Tuesday, March 15

ACEH WEST COAST ROAD

I'm sure lots of decisions are being based on the assumption that the temporary road will soon open up the coast for reconstruction. It will while the rain holds off. A few weeks at best.

Our medical team and I went up to LIGAN yesterday along the new road. On the way up it was steep and rough but ok. Then we had a light rain shower. 30 minutes of light rain from a small thunderstorm.

Nothing could move! The road turned to a slide and it was impossible to go up or down hill! This road has just been upgraded and it has not been used yet! Wait till it gets some traffic and then some rain and the mountain sections will become impossible even for 4x4 vehicles. We waited till the sun came out and the road dried off. It was still very dangerous but passable on motorbikes. A 2 wheel drive car would have had no chance. No trucks could move.

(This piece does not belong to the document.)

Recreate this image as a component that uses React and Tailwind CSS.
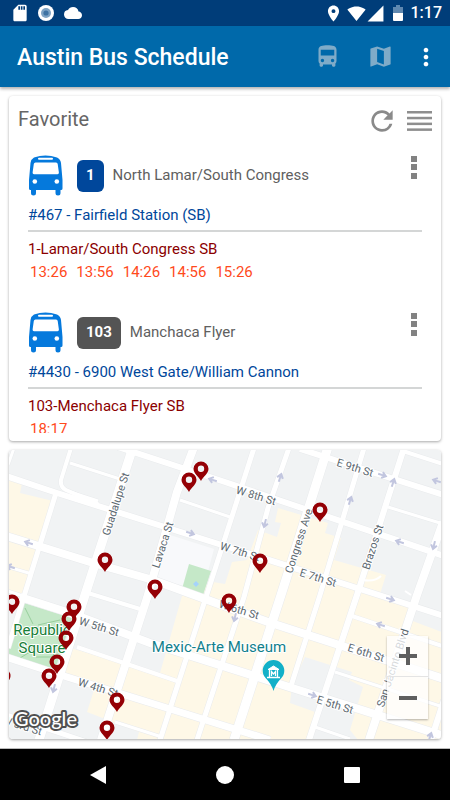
import React from "react";
import {
  MdCloud,
  MdDirectionsBus,
  MdLocationOn,
  MdMap,
  MdMoreVert,
  MdRefresh,
  MdSdCard,
  MdSignalCellular4Bar,
  MdSignalWifi4Bar,
} from "react-icons/md";

const favorites = [
  {
    route: "1",
    badge: "bg-[#00479b]",
    name: "North Lamar/South Congress",
    stop: "#467 - Fairfield Station (SB)",
    direction: "1-Lamar/South Congress SB",
    times: ["13:26", "13:56", "14:26", "14:56", "15:26"],
  },
  {
    route: "103",
    badge: "bg-[#545454]",
    name: "Manchaca Flyer",
    stop: "#4430 - 6900 West Gate/William Cannon",
    direction: "103-Menchaca Flyer SB",
    times: ["18:17"],
  },
];

// street lines: [path, width]
const streets = [
  // minor streets
  ["M70 463L120 479", 3],
  ["M180 500L230 517", 3],
  ["M388 507L440 523", 3],
  ["M8 567L32 574", 3],
  ["M8 591L23 596", 3],
  ["M88 593L140 609", 4],
  ["M77 647L177 681", 4],
  ["M115 722L162 737", 3],
  ["M352 616L442 646", 4],
  ["M335 672L440 706", 3],
  ["M315 727L350 739", 3],
  ["M403 451L443 464", 4],
  ["M14 448L8 465", 3],
  ["M71 448L61 480Q60 487 66 490L98 504", 4],
  ["M70 492L98 501", 3],
  // north - south
  ["M56 493L8 648", 5],
  ["M254 448L160 740", 5],
  ["M289 448L268 508L244 597L197 740", 5],
  ["M364 448L320 595L291 686", 5],
  ["M404 448L358 592L309 740", 6],
  ["M444 700L431 740", 6],
  // east - west
  ["M300 449L444 495", 6],
  ["M118 447L225 482L444 556", 6],
  ["M6 476L57 493L225 546L385 597L444 616", 6],
  ["M6 536L90 562L153 580L268 622L444 679", 8],
  ["M20 597L73 614L150 643L308 693L444 736", 8],
  ["M6 657L67 677L167 708L270 740", 7],
  ["M6 715L90 743", 5],
  // wide avenues
  ["M133 447L85 595L39 740", 9],
  ["M194 447L177 492L147 598L101 740", 8],
  ["M328 447L282 592L234 740", 9],
  ["M443 522L417 595L369 740", 8],
];

const labels = [
  ["Guadalupe St", 116, 504, -72],
  ["Lavaca St", 163, 545, -72],
  ["Congress Ave", 299, 541, -72],
  ["Brazos St", 373, 547, -72],
  ["San Jacinto Blvd", 393, 668, -72],
  ["E 9th St", 355, 468, 17],
  ["W 8th St", 256, 496, 17],
  ["W 7th St", 240, 552, 17],
  ["E 7th St", 318, 578, 17],
  ["W 6th St", 239, 610, 17],
  ["E 6th St", 366, 653, 17],
  ["W 5th St", 99, 627, 17],
  ["E 5th St", 335, 705, 17],
  ["W 4th St", 98, 688, 17],
  ["W 3rd St", 22, 726, 17],
];

const arrows = [
  [437, 481, 197],
  [29, 543, 197],
  [11, 567, 197],
  [190, 533, 17],
  [280, 478, -72],
  [265, 523, 104],
  [350, 501, -72],
  [393, 483, -72],
  [382, 475, 17],
  [400, 542, 197],
  [434, 545, 104],
  [390, 599, 17],
  [381, 625, 197],
  [312, 695, 17],
  [54, 688, 104],
  [213, 480, 197],
  [235, 617, 104],
  [430, 737, -72],
];

const pins = [
  [201, 481],
  [189, 492],
  [320, 522],
  [105, 572],
  [260, 573],
  [155, 599],
  [12, 614],
  [229, 613],
  [74, 619],
  [69, 631],
  [66, 650],
  [57, 674],
  [49, 688],
  [3, 688],
  [117, 712],
  [107, 740],
];

function StatusBar() {
  return (
    <div className="flex h-[26px] shrink-0 items-center bg-[#003d79] pr-2 pl-[10px] text-white">
      <MdSdCard size={20} />
      <svg width="16" height="16" viewBox="0 0 16 16" className="ml-2">
        <circle cx="8" cy="8" r="8" fill="#fff" />
        <circle cx="8" cy="8" r="5" fill="#7ea3c4" />
        <circle cx="8" cy="8" r="2.6" fill="#3f73a3" />
      </svg>
      <MdCloud size={18} className="ml-[10px]" />
      <div className="ml-auto flex items-center">
        <MdLocationOn size={19} />
        <MdSignalWifi4Bar size={19} className="ml-1" />
        <MdSignalCellular4Bar size={19} />
        <svg width="10" height="16" viewBox="0 0 10 16" className="ml-2">
          <path d="M0 2H3V0H7V2H10V8H0Z" fill="#5f88b0" />
          <path d="M0 8H10V15Q10 16 9 16H1Q0 16 0 15Z" fill="#fff" />
        </svg>
        <span className="ml-2 text-base font-medium">1:17</span>
      </div>
    </div>
  );
}

function AppBar() {
  return (
    <header className="z-10 flex h-[61px] shrink-0 items-center bg-[#0069aa] pr-[10px] pl-[17px] text-white shadow-[0_2px_3px_rgba(0,0,0,0.3)]">
      <h1 className="pt-1 text-[23px] font-medium">Austin Bus Schedule</h1>
      <button aria-label="Buses" className="ml-auto text-[#7fabc8]">
        <MdDirectionsBus size={27} />
      </button>
      <button aria-label="Map" className="ml-[26px] text-[#7fabc8]">
        <MdMap size={27} />
      </button>
      <button aria-label="More" className="ml-[18px]">
        <MdMoreVert size={28} />
      </button>
    </header>
  );
}

function BusIcon() {
  return (
    <svg width="35" height="41" viewBox="0 0 35 41">
      <path
        d="M6 2.400Q17.500 -1.600 29 2.400Q32.500 4 33 8L34.500 25V33.500Q34.500 35 33 35H32.500V38A2.500 2.500 0 0 1 27.500 38V35H8V38A2.500 2.500 0 0 1 3 38V35H2.500Q1 35 1 33.500V25L2.500 8Q3 4 6 2.400Z"
        fill="#0579dc"
      />
      <rect x="10" y="2.800" width="15" height="2" rx="1" fill="#fff" />
      <path d="M7.500 7.500H28Q29.500 7.500 29.700 9L30.900 17.500Q31 19.300 29.500 19.300H6Q4.500 19.300 4.600 17.500L5.800 9Q6 7.500 7.500 7.500Z" fill="#fff" />
      <circle cx="6.800" cy="26.500" r="2.300" fill="#fff" />
      <circle cx="28.800" cy="26.500" r="2.300" fill="#fff" />
    </svg>
  );
}

function FavoriteItem({ item }) {
  return (
    <li className="h-[157px] px-[19px] text-[15px] leading-[23px]">
      <div className="flex items-center">
        <BusIcon />
        <span className={`ml-[14px] flex h-8 items-center rounded-md px-[9px] font-bold text-white ${item.badge}`}>
          {item.route}
        </span>
        <span className="ml-[9px] text-[#606060]">{item.name}</span>
        <button aria-label="Options" className="ml-auto self-start px-[5px] pt-px">
          <svg width="6" height="23" viewBox="0 0 6 23" fill="#828282">
            <rect width="6" height="6" />
            <rect y="8" width="6" height="6" />
            <rect y="17" width="6" height="6" />
          </svg>
        </button>
      </div>
      <p className="mt-2 text-[#00479b]">{item.stop}</p>
      <hr className="mt-[3px] border-t-2 border-[#d4d6d6]" />
      <p className="mt-[6px] text-[#8b0000]">{item.direction}</p>
      <div className="flex gap-[9px] pl-[2px] text-[#ff4a1c]">
        {item.times.map((t) => (
          <span key={t}>{t}</span>
        ))}
      </div>
    </li>
  );
}

function Favorites() {
  return (
    <section className="flex min-h-0 flex-1 flex-col rounded-sm bg-white pb-2 shadow-[0_1px_3px_rgba(0,0,0,0.35)]">
      <div className="flex items-start px-[9px] pt-[9px] text-[#8a8a8a]">
        <h2 className="text-xl text-[#666]">Favorite</h2>
        <button aria-label="Refresh" className="ml-auto">
          <MdRefresh size={32} />
        </button>
        <button aria-label="List" className="ml-[9px] self-center">
          <svg width="25" height="20" viewBox="0 0 25 20" fill="#8e8e8e">
            <rect width="25" height="2.500" />
            <rect y="5.800" width="25" height="2.500" />
            <rect y="11.600" width="25" height="2.500" />
            <rect y="17.400" width="25" height="2.500" />
          </svg>
        </button>
      </div>
      <ul className="mt-[18px] min-h-0 flex-1 overflow-y-auto [scrollbar-width:none]">
        {favorites.map((item) => (
          <FavoriteItem key={item.route} item={item} />
        ))}
      </ul>
    </section>
  );
}

function StopMap() {
  return (
    <section className="relative shrink-0 overflow-hidden rounded-sm shadow-[0_1px_3px_rgba(0,0,0,0.35)]">
      <svg viewBox="9 450 432 289" preserveAspectRatio="xMidYMid slice" className="block h-[289px] w-full">
        <rect x="0" y="440" width="450" height="310" fill="#f1f3f4" />
        {/* commercial blocks */}
        <g fill="#fef8e7">
          <path d="M8 480L22 483L20 493L53 501L24 597L8 592Z" />
          <path d="M278 508L328 523L325 533L341 538L334 560L386 575L380 594L412 605L410 620L442 632V740H137L139 732L87 712L94 690L63 675L70 648L160 673L182 596L213 582L225 584L232 562L247 560L258 530L277 537L281 523L275 522Z" />
        </g>
        <path d="M305 657L352 672L349 680L363 687L350 730L358 740H308L315 712L290 703L292 685Z" fill="#f1f3f4" />
        <path d="M170 535L214 549L203 590L157 580Z" fill="#f8f9fb" />
        <path d="M189 564L211 571L203 595L182 589Z" fill="#c5e8c8" />
        <path d="M196 581L199 584L196 587L193 584Z" fill="#a5d3fb" />
        {/* Republic Square */}
        <path d="M24 603L72 618L55 670L8 656V650Z" fill="#c5e8c8" />
        <path d="M25 608L33 624M60 620L38 625M20 658L30 652M36 657H52L56 650" fill="none" stroke="#98cf9d" />
        <g fill="none" stroke="#e9ebed">
          {streets.map(([d, w]) => (
            <path key={d} d={d} strokeWidth={w + 1} />
          ))}
        </g>
        <g fill="none" stroke="#fff">
          {streets.map(([d, w]) => (
            <path key={d} d={d} strokeWidth={w} />
          ))}
          <path d="M363 580Q375 582 381 576M405 591L411 595" strokeWidth="2" />
        </g>
        <g fill="none" stroke="#c2c6df" strokeWidth="2">
          {arrows.map(([x, y, a]) => (
            <path key={`${x}-${y}`} d="M-4 0H3M0 -3L4 0L0 3" transform={`translate(${x} ${y}) rotate(${a})`} />
          ))}
        </g>
        <g
          fontSize="11"
          fill="#5c686f"
          stroke="#fff"
          strokeWidth="2"
          paintOrder="stroke"
          textAnchor="middle"
          dominantBaseline="central"
        >
          {labels.map(([text, x, y, a]) => (
            <text key={text} transform={`translate(${x} ${y}) rotate(${a})`}>
              {text}
            </text>
          ))}
        </g>
        <g fontSize="15" stroke="#fff" strokeWidth="2" paintOrder="stroke" textAnchor="middle">
          <text x="42" y="635" fill="#188038">Republic</text>
          <text x="42" y="653" fill="#188038">Square</text>
          <text x="219" y="652" fill="#12808c">Mexic-Arte Museum</text>
        </g>
        {/* museum marker */}
        <path d="M273.500 691Q271.500 684 266 678.500A10.800 10.800 0 1 1 281 678.500Q275.500 684 273.500 691Z" fill="#12b0c8" />
        <g fill="none" stroke="#fff">
          <path d="M268 669.500L273.500 666L279 669.500Z" fill="#fff" />
          <path d="M269.500 670V677M277.500 670V677M267 677.500H280M271.500 676V671.500L273.500 674L275.500 671.500V676" strokeWidth="1.300" />
        </g>
        {pins.map(([x, y]) => (
          <path
            key={`${x}-${y}`}
            d="M0 0C-2.500 -4.500 -7.500 -7.500 -7.500 -12.200A7.500 7.300 0 0 1 7.500 -12.200C7.500 -7.500 2.500 -4.500 0 0ZM0 -15.500A3.200 3.200 0 1 0 0 -9.100A3.200 3.200 0 1 0 0 -15.500Z"
            transform={`translate(${x} ${y})`}
            fill="#940005"
            fillRule="evenodd"
          />
        ))}
        <text x="14" y="726" className="font-[Lato] font-medium" fontSize="20" fill="#fff" stroke="#505050" strokeWidth="4" paintOrder="stroke" strokeLinejoin="round">
          Google
        </text>
      </svg>
      <div className="absolute right-[13px] bottom-5 flex flex-col divide-y divide-[#e4e4e4] bg-white/75 text-[#5f5f5f] shadow-[0_1px_2px_rgba(0,0,0,0.3)]">
        <button aria-label="Zoom in" className="flex h-[41px] w-[41px] items-center justify-center">
          <svg width="18" height="18" viewBox="0 0 18 18">
            <path d="M0 9H18M9 0V18" stroke="currentColor" strokeWidth="4" />
          </svg>
        </button>
        <button aria-label="Zoom out" className="flex h-[42px] w-[41px] items-center justify-center">
          <svg width="18" height="18" viewBox="0 0 18 18">
            <path d="M0 9H18" stroke="currentColor" strokeWidth="4" />
          </svg>
        </button>
      </div>
    </section>
  );
}

function NavBar() {
  return (
    <nav className="flex h-[52px] shrink-0 items-center justify-center gap-[109px] border-t border-[#bbb] bg-black text-white">
      <button aria-label="Back">
        <svg width="18" height="18" viewBox="0 0 18 18">
          <path d="M17 0V18L1 9Z" fill="currentColor" />
        </svg>
      </button>
      <button aria-label="Home">
        <svg width="18" height="18" viewBox="0 0 18 18">
          <circle cx="9" cy="9" r="9" fill="currentColor" />
        </svg>
      </button>
      <button aria-label="Recent apps">
        <svg width="18" height="18" viewBox="0 0 18 18">
          <rect x="1" y="1" width="16" height="16" rx="1" fill="currentColor" />
        </svg>
      </button>
    </nav>
  );
}

export default function App() {
  return (
    <div className="flex h-screen flex-col bg-white font-[Roboto,sans-serif]">
      <StatusBar />
      <AppBar />
      <main className="flex min-h-0 flex-1 flex-col gap-[9px] p-[9px]">
        <Favorites />
        <StopMap />
      </main>
      <NavBar />
    </div>
  );
}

Now for the bad news. A lot of the road is across the swamp land and the swamps are 1.5m lower than before the tsunami. The tsunami has trashed the vegetation on the flood plains so run-off will be unrestrained. These sections of road will flood badly.

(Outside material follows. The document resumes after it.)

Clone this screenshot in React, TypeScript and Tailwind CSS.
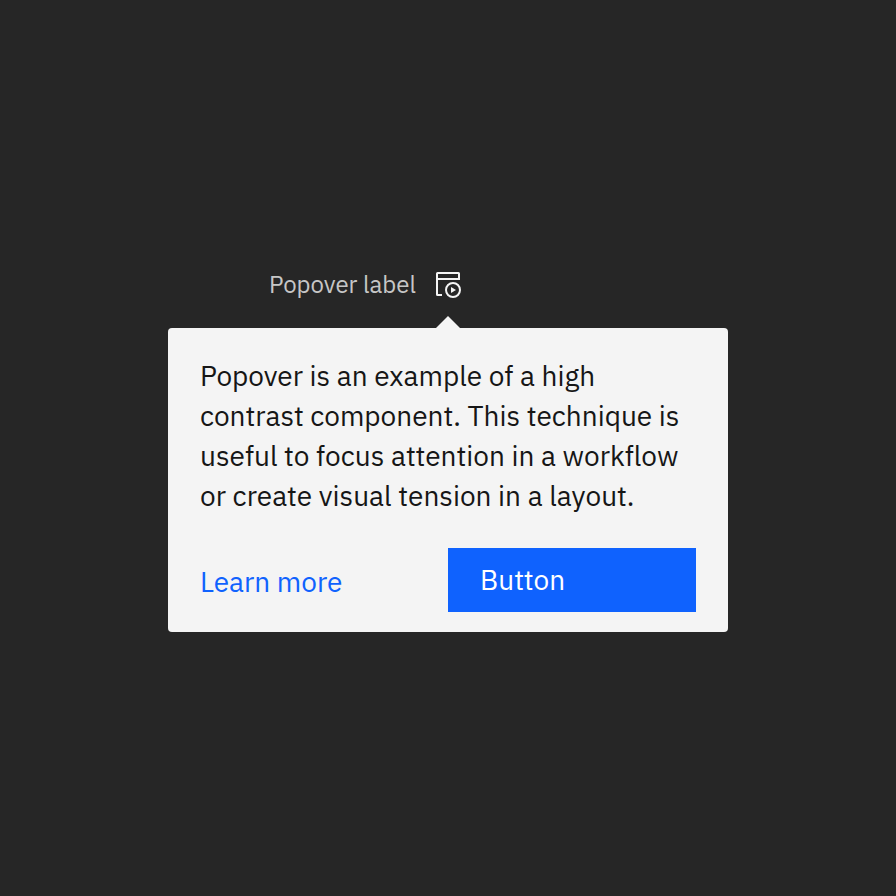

Dont forget that the rivers are all full of debris and mud from the tsunami and that the 1.5m drop combined with heavy rain will cause huge expansion of the coastal flood plains. Evidence to date clear in BA and Meulaboh after each heavy rain.

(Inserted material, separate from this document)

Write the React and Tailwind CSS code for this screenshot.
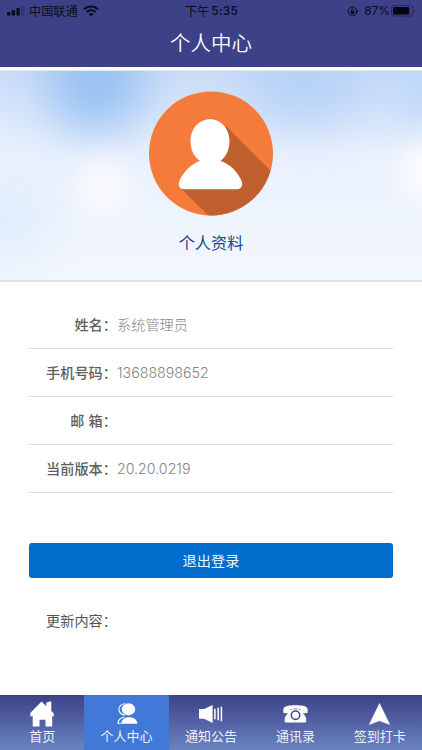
const DARK = "#3d4187";

function SignalIcon() {
  return (
    <svg width="19" height="10" viewBox="0 0 19 10" className="shrink-0">
      <rect x="0" y="6" width="3.4" height="3.6" rx="0.8" fill="#0a0b1c" />
      <rect x="4.6" y="4.3" width="3.4" height="5.3" rx="0.8" fill="#0a0b1c" />
      <rect x="9.4" y="2" width="3.4" height="7.6" rx="0.8" fill="#0a0b1c" />
      <rect x="14" y="0" width="3.4" height="9.6" rx="0.8" fill="#31346f" />
    </svg>
  );
}

function WifiIcon() {
  return (
    <svg width="16" height="12" viewBox="0 0 16 12" className="shrink-0">
      <path d="M1 4.2a10.4 10.4 0 0 1 14 0" fill="none" stroke="#0a0b1c" strokeWidth="2.2" />
      <path d="M3.6 7a6.6 6.6 0 0 1 8.8 0" fill="none" stroke="#0a0b1c" strokeWidth="2" />
      <path d="M8 11.4 5.7 9.1a3.3 3.3 0 0 1 4.6 0Z" fill="#0a0b1c" />
    </svg>
  );
}

function LockIcon() {
  return (
    <svg width="12" height="11" viewBox="0 0 12 11" className="shrink-0">
      <circle cx="5.4" cy="5.4" r="4.4" fill="none" stroke="#0a0b1c" strokeWidth="1" />
      <path d="m8.400 4.800 2.800 0-1.400 2Z" fill="#0a0b1c" />
      <rect x="3.4" y="4.9" width="4" height="3.1" rx="0.4" fill="#0a0b1c" />
      <path d="M4.200 5V4a1.200 1.200 0 0 1 2.400 0v1" fill="none" stroke="#0a0b1c" strokeWidth="0.8" />
    </svg>
  );
}

function BatteryIcon() {
  return (
    <svg width="25" height="12" viewBox="0 0 25 12" className="shrink-0">
      <rect x="0.5" y="0.5" width="21.5" height="10.6" rx="2.8" fill="none" stroke="#25285a" />
      <rect x="2" y="2" width="16.3" height="7.6" rx="1.4" fill="#05060f" />
      <path d="M23.200 4v3.600c1.300-.5 1.300-3.100 0-3.600Z" fill="#25285a" />
    </svg>
  );
}

function Avatar() {
  return (
    <svg width="124" height="125" viewBox="0 0 124 125" className="relative block">
      <defs>
        <clipPath id="disc">
          <circle cx="62" cy="62.4" r="62" />
        </clipPath>
      </defs>
      <circle cx="62" cy="62.4" r="62" fill="#f57b3c" />
      <path d="M77 35 150 108V160H95L31 96.500 60 60Z" fill="#c1602f" clipPath="url(#disc)" />
      <path
        d="M61 28.200c11 0 19.500 9.500 19.500 22 0 8.500-3.500 15.500-9 19.800 9.500 3 17.500 11 21.300 20.500 1.500 4.200-.8 7.700-4.300 7.700H34.500c-3.500 0-5.800-3.500-4.300-7.700C34 81 42 73 51 70c-6-4.300-9.500-11.300-9.500-19.800 0-12.500 8.500-22 19.500-22Z"
        fill="#fff"
      />
    </svg>
  );
}

function HomeIcon() {
  return (
    <svg width="24" height="26" viewBox="0 0 24 26" fill="#fff">
      <path d="M11.500.6 16.300 5.200V1.500L21.300.2v9.700L23.800 12.500v2.700h-1.600V25.500h-6.700v-6.700H9.500v6.700H2.700V15.200H.3v-3.200Z" />
    </svg>
  );
}

function PersonIcon() {
  return (
    <svg width="21" height="22" viewBox="0 0 21 22" className="ml-px">
      <path d="M8.200.8C4.600.8 1.900 3 1.900 6.200s2.600 5.700 6.200 5.800" fill="none" stroke="#fff" strokeWidth="1.100" />
      <ellipse cx="11.500" cy="6.300" rx="6.700" ry="6.100" fill="#fff" />
      <path d="M7.500 14C3.500 14.800 1.200 16.800.9 20.200h3" fill="none" stroke="#fff" strokeWidth="1.100" />
      <path d="M4.200 20.800c.2-4 3.200-6.600 8-6.600s8 2.600 8.200 6.600Z" fill="#fff" />
    </svg>
  );
}

function SpeakerIcon() {
  return (
    <svg width="24" height="18" viewBox="0 0 24 18">
      <path d="M0 4h5.200L13.600 0v18l-8.400-4.200H0Z" fill="#fff" />
      <path d="M15.900 3.700v10.600M19.200 2.700v12.600M22.400 1.700v14.600" stroke="#fff" strokeWidth="1.500" />
    </svg>
  );
}

function PhoneIcon() {
  return (
    <svg width="25" height="18" viewBox="0 0 25 18">
      <path
        d="M5 .8C7 0 18 0 20 .8c2.700.4 4.400 1.700 4.600 3.700v3.200c-1.500.6-3.300.5-4.300.2 0 1.800 2.900 2.800 2.900 6.100v2c0 1-.5 1.600-1.500 1.600H3.200c-1 0-1.500-.6-1.500-1.600v-2c0-3.300 2.900-4.300 2.900-6.100-1 .3-2.800.4-4.300-.2V4.500C.5 2.500 2.300 1.200 5 .8Z"
        fill="#fff"
      />
      <circle cx="12.500" cy="10.200" r="4.200" fill="none" stroke="#484d93" strokeWidth="1.600" />
      <path d="M7.600 4.400h1.600M10.600 3.900h3.800M15.800 4.400h1.600" stroke="#7f83b8" strokeWidth="1" />
    </svg>
  );
}

function ArrowIcon() {
  return (
    <svg width="21" height="22" viewBox="0 0 21 22">
      <path d="M10.500.4 20.700 21.500 10.500 17.800.3 21.500Z" fill="#fff" stroke="#fff" strokeWidth="0.5" strokeLinejoin="round" />
    </svg>
  );
}

const fields = [
  { label: "姓名：", value: "系统管理员" },
  { label: "手机号码：", value: "13688898652" },
  { label: "邮 箱：", value: "" },
  { label: "当前版本：", value: "20.20.0219" },
];

const tabs = [
  { label: "首页", icon: <HomeIcon />, pad: "pt-[6px]" },
  { label: "个人中心", icon: <PersonIcon />, pad: "pt-[8px]", active: true },
  { label: "通知公告", icon: <SpeakerIcon />, pad: "pt-[10px]" },
  { label: "通讯录", icon: <PhoneIcon />, pad: "pt-[10px]" },
  { label: "签到打卡", icon: <ArrowIcon />, pad: "pt-[8px]" },
];

function StatusBar() {
  return (
    <div className="grid h-[22px] grid-cols-[1fr_auto_1fr] items-center pl-[7px] pr-[6px] text-[12.2px] leading-[22px] text-[#0a0b1c]">
      <div className="flex items-center">
        <SignalIcon />
        <span className="ml-[3px] mr-[5px]">中国联通</span>
        <WifiIcon />
      </div>
      <div className="flex items-center">
        <span>下午</span>
        <span className="ml-[2px] font-['Inter'] text-[12px] font-medium tracking-[0.2px]">5:35</span>
      </div>
      <div className="flex items-center justify-end">
        <LockIcon />
        <span className="ml-[5px] mr-px font-['Inter'] text-[12px] tracking-[-0.1px]">87%</span>
        <BatteryIcon />
      </div>
    </div>
  );
}

// soft out-of-focus sky behind the avatar
function Sky() {
  return (
    <div className="absolute inset-0 overflow-hidden bg-linear-to-b from-[#c9dcf8] via-[#eaf1fd] via-40% to-[#f3f7fe]">
      <div className="absolute -top-[40px] left-[48px] h-[100px] w-[95px] rounded-full bg-[#94bff3] blur-[25px]" />
      <div className="absolute -top-[35px] left-[245px] h-[85px] w-[120px] rounded-full bg-[#b4d1f7] blur-[25px]" />
      <div className="absolute -top-[15px] left-[385px] h-[60px] w-[80px] rounded-full bg-[#bdd7f8] blur-[22px]" />
      <div className="absolute top-[88px] left-[75px] h-[55px] w-[55px] rounded-full bg-[#fafbfd] blur-[15px]" />
      <div className="absolute top-[75px] left-[402px] h-[55px] w-[50px] rounded-full bg-[#fdfdfe] blur-[14px]" />
      <div className="absolute top-[110px] -left-[40px] h-[75px] w-[90px] rounded-full bg-[#e0ecfb] blur-[22px]" />
    </div>
  );
}

function TabBar() {
  return (
    <nav className="grid h-[55px] shrink-0 grid-cols-5 bg-linear-to-b from-[#3d4289] to-[#6a83c0]">
      {tabs.map((t) => (
        <div key={t.label} className={t.active ? "flex flex-col items-center bg-[#4279d8]" : "flex flex-col items-center"}>
          <div className={`flex h-[31px] items-start ${t.pad}`}>{t.icon}</div>
          <span className="text-[13px] leading-[20px] text-[#eef1fb]">{t.label}</span>
        </div>
      ))}
    </nav>
  );
}

export default function App() {
  return (
    <div className="flex h-[750px] w-[422px] flex-col overflow-hidden bg-white font-['Noto_Sans_CJK_SC',sans-serif]">
      <header className="h-[67px] shrink-0" style={{ backgroundColor: DARK }}>
        <StatusBar />
        <h1 className="text-center text-[20.5px] leading-[40px] font-[350] text-white">个人中心</h1>
      </header>

      <section className="relative mt-[3px] flex h-[212px] shrink-0 flex-col items-center border-t border-b-2 border-t-[#e4e8ea] border-b-[#e0e1e5] pt-[20px]">
        <Sky />
        <Avatar />
        <p className="relative mt-[14px] text-[16.2px] leading-[24px] text-[#1d478b]">个人资料</p>
      </section>

      <main className="flex-1 px-[29px] pt-[19px]">
        {fields.map((f) => (
          <div key={f.label} className="flex h-[48px] items-center border-b border-[#dedede] text-[14.2px]">
            <span className="w-[88px] shrink-0 text-right font-medium whitespace-nowrap text-[#606060] [word-spacing:1px]">{f.label}</span>
            <span className="font-['Inter','Noto_Sans_CJK_SC',sans-serif] font-light text-[#858585]">{f.value}</span>
          </div>
        ))}

        <button className="mt-[50px] block h-[35px] w-full rounded-[3px] bg-[#006dcc] text-[14.2px] text-[#eef6fd]">
          退出登录
        </button>

        <p className="mt-[32px] w-[88px] text-right text-[14.2px] leading-[21px] text-[#555]">更新内容：</p>
      </main>

      <TabBar />
    </div>
  );
}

Batavia and ships/boats are going to need to be here until the govt can build a real road at higher elevation and with good paving. That will take years because so much of the new road is actually using the old road. Most of that is now well below the elevation needed for an all weather coastal highway.

Please alert donors/govt agencies. I'm not an engineer so it might be worth sending an expert out to have a look first hand.